▶ _What to do_: List every line in this data where the string "like" occurs.

▶ _Dataset section_:
# # # #

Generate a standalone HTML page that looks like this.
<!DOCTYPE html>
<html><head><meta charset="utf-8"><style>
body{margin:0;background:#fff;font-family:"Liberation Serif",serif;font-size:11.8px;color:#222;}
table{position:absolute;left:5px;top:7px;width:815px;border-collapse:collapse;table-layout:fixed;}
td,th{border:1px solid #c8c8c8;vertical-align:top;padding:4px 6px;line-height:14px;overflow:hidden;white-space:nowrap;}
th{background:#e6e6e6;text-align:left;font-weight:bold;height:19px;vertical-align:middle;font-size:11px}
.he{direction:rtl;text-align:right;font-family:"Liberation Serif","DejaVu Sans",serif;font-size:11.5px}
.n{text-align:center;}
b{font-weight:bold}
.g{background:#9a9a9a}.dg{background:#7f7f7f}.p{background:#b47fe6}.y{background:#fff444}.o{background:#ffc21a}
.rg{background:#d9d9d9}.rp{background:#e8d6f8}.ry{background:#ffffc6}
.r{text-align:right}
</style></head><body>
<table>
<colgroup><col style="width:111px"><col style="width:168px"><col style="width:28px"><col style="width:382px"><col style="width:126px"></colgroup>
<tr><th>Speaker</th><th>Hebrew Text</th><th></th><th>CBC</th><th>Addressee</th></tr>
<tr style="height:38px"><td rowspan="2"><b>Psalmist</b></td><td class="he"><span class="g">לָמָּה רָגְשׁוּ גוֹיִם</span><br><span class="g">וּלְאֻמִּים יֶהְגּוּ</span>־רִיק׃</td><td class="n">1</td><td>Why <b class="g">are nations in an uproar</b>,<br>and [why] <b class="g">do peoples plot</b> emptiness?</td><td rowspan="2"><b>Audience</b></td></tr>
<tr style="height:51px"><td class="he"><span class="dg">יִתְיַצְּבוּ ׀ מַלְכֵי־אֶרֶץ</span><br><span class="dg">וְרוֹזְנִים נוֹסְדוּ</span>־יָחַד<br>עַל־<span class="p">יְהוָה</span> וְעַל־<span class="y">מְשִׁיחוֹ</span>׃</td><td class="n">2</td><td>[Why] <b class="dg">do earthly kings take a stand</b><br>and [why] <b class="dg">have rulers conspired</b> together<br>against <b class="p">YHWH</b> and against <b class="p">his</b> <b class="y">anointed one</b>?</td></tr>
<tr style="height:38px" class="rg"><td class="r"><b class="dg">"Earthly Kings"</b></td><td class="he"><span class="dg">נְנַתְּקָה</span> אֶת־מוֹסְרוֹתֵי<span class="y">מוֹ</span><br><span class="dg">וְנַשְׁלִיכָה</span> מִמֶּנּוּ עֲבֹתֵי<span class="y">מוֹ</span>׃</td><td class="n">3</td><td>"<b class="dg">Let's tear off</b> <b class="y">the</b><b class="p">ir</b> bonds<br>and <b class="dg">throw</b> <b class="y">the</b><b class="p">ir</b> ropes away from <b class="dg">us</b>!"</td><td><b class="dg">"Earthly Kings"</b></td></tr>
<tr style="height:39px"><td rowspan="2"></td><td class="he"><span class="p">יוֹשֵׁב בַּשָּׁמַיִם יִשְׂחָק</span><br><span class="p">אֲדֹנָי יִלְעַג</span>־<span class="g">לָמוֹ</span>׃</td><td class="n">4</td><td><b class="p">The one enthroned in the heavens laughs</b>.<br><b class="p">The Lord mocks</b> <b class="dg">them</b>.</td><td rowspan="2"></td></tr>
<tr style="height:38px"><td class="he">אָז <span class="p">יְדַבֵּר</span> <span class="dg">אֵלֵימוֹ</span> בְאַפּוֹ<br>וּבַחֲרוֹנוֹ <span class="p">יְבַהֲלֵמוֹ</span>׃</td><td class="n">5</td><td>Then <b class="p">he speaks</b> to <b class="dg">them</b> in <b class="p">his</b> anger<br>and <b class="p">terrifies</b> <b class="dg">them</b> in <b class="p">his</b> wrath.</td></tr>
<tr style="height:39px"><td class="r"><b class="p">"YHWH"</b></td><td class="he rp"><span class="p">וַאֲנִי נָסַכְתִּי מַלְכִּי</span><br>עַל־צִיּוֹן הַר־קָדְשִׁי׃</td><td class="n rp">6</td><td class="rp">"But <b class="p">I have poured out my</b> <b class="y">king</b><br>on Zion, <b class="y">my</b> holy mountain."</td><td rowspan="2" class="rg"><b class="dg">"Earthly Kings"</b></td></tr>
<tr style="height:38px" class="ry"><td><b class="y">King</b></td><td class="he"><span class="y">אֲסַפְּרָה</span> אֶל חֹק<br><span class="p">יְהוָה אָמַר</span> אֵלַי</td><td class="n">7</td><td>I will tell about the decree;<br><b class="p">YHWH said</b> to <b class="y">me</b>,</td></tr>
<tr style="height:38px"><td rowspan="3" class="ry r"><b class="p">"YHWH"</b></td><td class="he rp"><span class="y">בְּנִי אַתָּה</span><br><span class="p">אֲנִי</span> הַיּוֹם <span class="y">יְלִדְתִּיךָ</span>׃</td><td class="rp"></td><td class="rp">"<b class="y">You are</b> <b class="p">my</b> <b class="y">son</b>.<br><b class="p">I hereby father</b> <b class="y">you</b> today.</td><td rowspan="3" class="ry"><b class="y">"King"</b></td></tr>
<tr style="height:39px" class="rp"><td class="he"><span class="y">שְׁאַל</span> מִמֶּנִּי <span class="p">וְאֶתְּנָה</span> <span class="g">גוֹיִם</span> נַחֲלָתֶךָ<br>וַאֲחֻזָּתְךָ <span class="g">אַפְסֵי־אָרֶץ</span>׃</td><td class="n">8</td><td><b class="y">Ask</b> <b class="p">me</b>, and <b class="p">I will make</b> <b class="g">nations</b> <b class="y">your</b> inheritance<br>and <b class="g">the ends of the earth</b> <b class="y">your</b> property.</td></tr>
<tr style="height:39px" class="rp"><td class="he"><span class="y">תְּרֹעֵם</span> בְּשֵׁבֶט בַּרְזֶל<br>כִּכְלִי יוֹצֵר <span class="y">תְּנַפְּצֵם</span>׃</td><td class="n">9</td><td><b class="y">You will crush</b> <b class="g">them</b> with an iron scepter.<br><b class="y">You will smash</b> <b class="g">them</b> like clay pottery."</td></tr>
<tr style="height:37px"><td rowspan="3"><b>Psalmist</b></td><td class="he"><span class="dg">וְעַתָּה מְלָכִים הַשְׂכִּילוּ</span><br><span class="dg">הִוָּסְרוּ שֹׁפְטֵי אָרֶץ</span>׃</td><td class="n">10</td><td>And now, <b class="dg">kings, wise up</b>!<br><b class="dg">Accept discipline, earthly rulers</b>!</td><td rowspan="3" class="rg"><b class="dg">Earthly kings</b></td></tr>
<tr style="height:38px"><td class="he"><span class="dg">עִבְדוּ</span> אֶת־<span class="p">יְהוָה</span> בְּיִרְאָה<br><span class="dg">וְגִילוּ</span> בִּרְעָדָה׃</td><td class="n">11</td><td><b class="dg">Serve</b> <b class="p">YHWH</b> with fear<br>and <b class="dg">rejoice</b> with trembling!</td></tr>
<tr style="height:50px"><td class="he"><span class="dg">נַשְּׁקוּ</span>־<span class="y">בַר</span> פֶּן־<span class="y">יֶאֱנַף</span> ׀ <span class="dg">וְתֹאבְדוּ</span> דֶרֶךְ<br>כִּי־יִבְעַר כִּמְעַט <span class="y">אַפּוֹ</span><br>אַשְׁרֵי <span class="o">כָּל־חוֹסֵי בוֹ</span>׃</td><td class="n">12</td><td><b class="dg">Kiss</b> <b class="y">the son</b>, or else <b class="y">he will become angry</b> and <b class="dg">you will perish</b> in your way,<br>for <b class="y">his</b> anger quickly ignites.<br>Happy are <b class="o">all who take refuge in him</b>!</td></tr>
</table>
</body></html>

# # # #

▶ _Task result_:
Generate a standalone HTML page that looks like this.
<tr style="height:39px" class="rp"><td class="he"><span class="y">תְּרֹעֵם</span> בְּשֵׁבֶט בַּרְזֶל<br>כִּכְלִי יוֹצֵר <span class="y">תְּנַפְּצֵם</span>׃</td><td class="n">9</td><td><b class="y">You will crush</b> <b class="g">them</b> with an iron scepter.<br><b class="y">You will smash</b> <b class="g">them</b> like clay pottery."</td></tr>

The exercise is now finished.